The boot tops the paytable. The pickaxe and leather backpack sit just under it, with the lantern and rope coil at the upper-mid tier and the 9-through-K royals holding the bottom. The gold S is the scatter that opens Lucky Wagon Spins, and the bearded miner is the wild that drives the xBomb explosions. A meaningful base hit almost always meant a stack of the boots or backpacks catching across an expanded board rather than the royals, which mostly just keep the reels ticking between the bigger moments.
The catalogue files this as high volatility and the run did not argue with that, but it played warmer than the label and warmer than its stablemates. Across the whole session, at a flat 1, both features triggered from natural scatter and xBomb clusters with not one buy, and the base game paid in the gaps instead of bleeding the balance down to wait for them. Nolimit City released it in 2021 and wrapped the studio's identity around this xBomb mechanic, and the run finished ahead with the feature's 122x doing the heavy lifting and the smaller hits covering the cold spells between.

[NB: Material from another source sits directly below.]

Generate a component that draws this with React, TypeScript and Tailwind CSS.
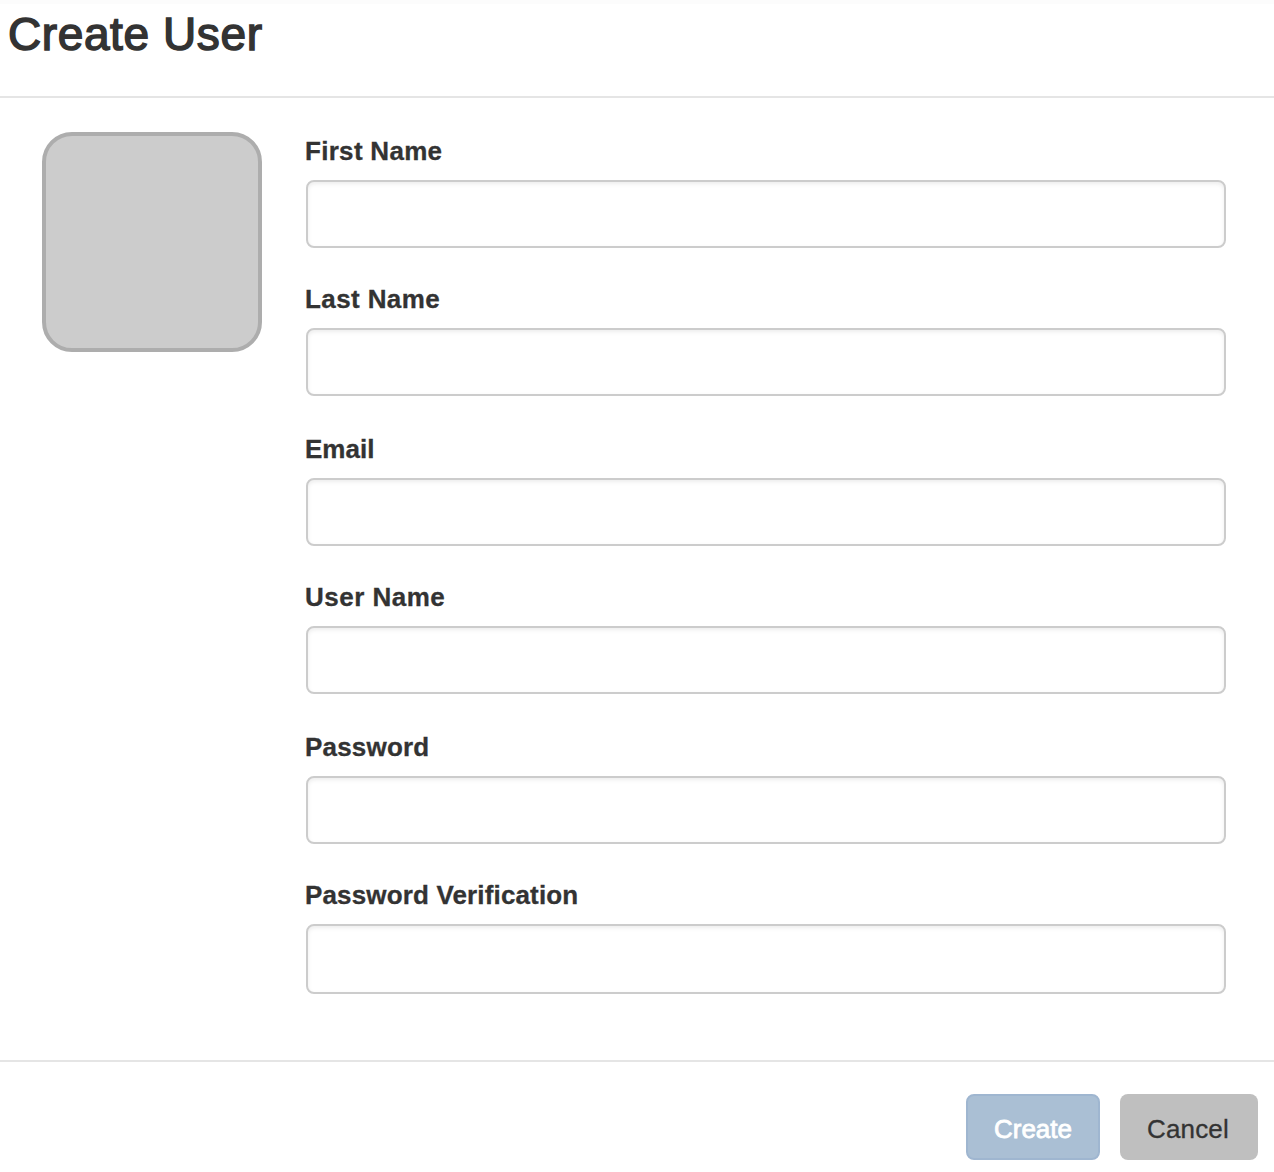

Set Fire in the Hole next to the studio's grimmer grinds like San Quentin or Mental, and the difference is the hit pattern: those make you wear down the dead boards for one rare break, while this one keeps handing you 4-to-11 lines and a feature that actually shows. A bonus buy sits on the bet panel if you would sooner pay straight into the action, though on a base game this lively it is the least necessary purchase in the range.
After the 122x round the screen did what it always does between the fireworks: the multiplier coins blinked out, the expanded grid folded back to its tight starting frame, and the ways counter dropped to 486 over the timber and the hanging lantern, the dwarf tucked back in his cart waiting on the next three scatters. A pair of lanterns paid 2 across two ways on the very next settle, the balance reading a little over 10,100, and the mineshaft went quiet again under the 60,000x banner it never stops advertising.